Discussing the Administrative Procedures Act’s insistence that the government provide a reasoned decision for its actions, he shared:

‘Accepting contrived reasons would defeat the very purpose of the enterprise.’

He called the explanation the government had offered “more of a distraction.” Census forms for the next undertaking are set to begin printing very soon, so this could essentially be the end of the road for their efforts, especially if a Democrat gets elected president next year. They certainly won’t continue an effort to get the question added.

Experts from the U.S. Census Bureau itself claim that adding the citizenship question could spark households corresponding to a full 6.5 million people staying away from the census altogether, which is meant to measure the population of the United States, not those who are citizens. Advocates in favor of the measure have wheeled out arguments like protecting the Voting Rights Act by supposedly more accurately reflecting actual voting populations when using census numbers to apportion Congressional seats across the United States, but adding the citizenship question is not necessary for that. People are already counted who won’t vote including all those under the age of 18, and there are already numerous other pieces of legislation on the books protecting voter rights, the integrity of the electoral system, and so on. President Trump’s claims about millions of illegal votes getting cast flatly have no basis in reality.

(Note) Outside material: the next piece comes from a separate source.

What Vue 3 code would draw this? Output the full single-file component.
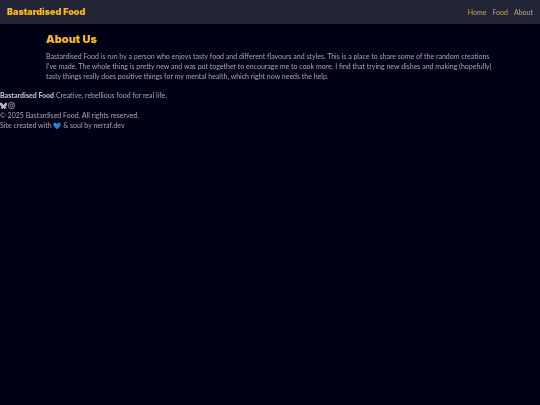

Still, he’s continuing with them. Evidence has emerged — which the Supreme Court did not rule on — in the course of the citizenship question case indicating that it was founded on racism and partisan animosity against Democrats from the get-go, not on some kind of concern for voting rights in the United States. The since deceased Republican strategist Thomas Hofeller concluded in 2015 that the question “would clearly be a disadvantage to the Democrats” and “advantageous to Republicans and Non-Hispanic Whites.”

It’s part of a wide trend of Republicans attempting similar efforts like the failed “voter purge” that culminated in the resignation of the acting Secretary of State in Texas just last month.

Unfortunately, on the same day that the Supreme Court dismissed the Trump administration’s attempt to get the citizenship question on the census, they ruled in favor of Republican efforts to draw obviously political party-favoring districts across the country. The majority concluded that the court could not intervene in the issue, although other challenges are still available to those concerned. These options include state court challenges and an ongoing case alleging racial discrimination behind a particular Congressional district map in North Carolina.